The CORAL certainly is not done justice in my photographs but you get the picture. I insisted we use the full length portrait in this tiny Sitting Room painted Coral. Just off the Living Room-it is really a part of that room, with the luxury of mixing things up a bit. Changing the walls to this color, repeating the Imperial Trellis on the window curtains- puts this room at the top for my own personal favorite spot in the whole place. Dark bottle green bookcases fill the opposite side of the room. Notice the little "nothing" settee of Flo's creation from years ago. Maintaining Flo's good design details- the covering is now a hessian cotton with Scalamandre white cotton tufts along the scallop edges.








Dorothy's Maxims



Dorothy cut out and decoupaged the lamps long ago, new brown paper bag shades add fresh wrapping


a wire basket of Lemons sits on a center portion of stretchers under a table





D. and her husband with one of their winning thoroughbreds




a Gin Rickey please-
This narrow mellow apple green suede table swagged with brass studs was added to a hallway off the Sitting room to accommodate a simple bar for get-togethers. It works perfectly in the limited space and anchors the old framed prints of English thatch cottages hanging above.

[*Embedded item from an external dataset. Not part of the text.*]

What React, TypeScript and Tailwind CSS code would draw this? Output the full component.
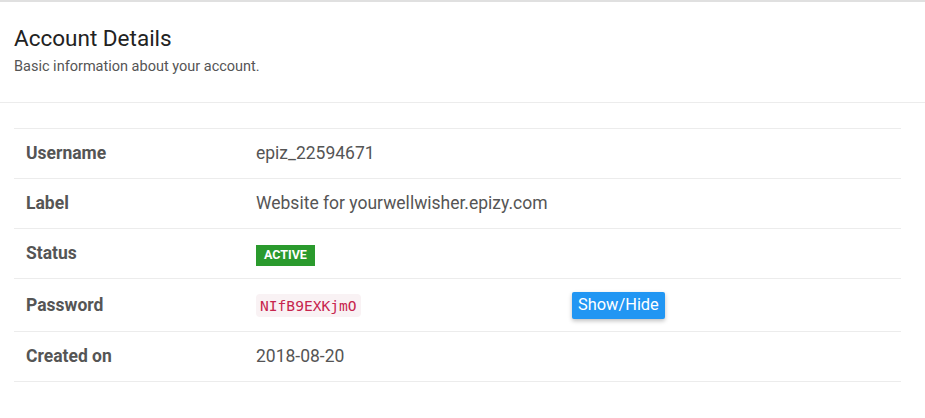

Ladies of the Club Some of the most wonderful pieces Dorothy has are these cuttings of antique fashion plates from Ackermans or Godeys. She has a collection of them in one of the bedrooms. Along with these framed fashion plates there are a few touches of green and other little feminine-but tailored touches as well- an upholstered headboard in a Decorator's Walk floral chintz and a valance that matches, along with eyelet white curtains-both banded in a tiny green Scalamandre silk check.


This is one of the plates she did for me in with my dog Moses here.  
















Dorothy
She is always up to something. Her latest jaunt was down to Panama to traverse the Panama Canal-something she has always wanted to do. What next?




the intrepid Dorothy with her designer.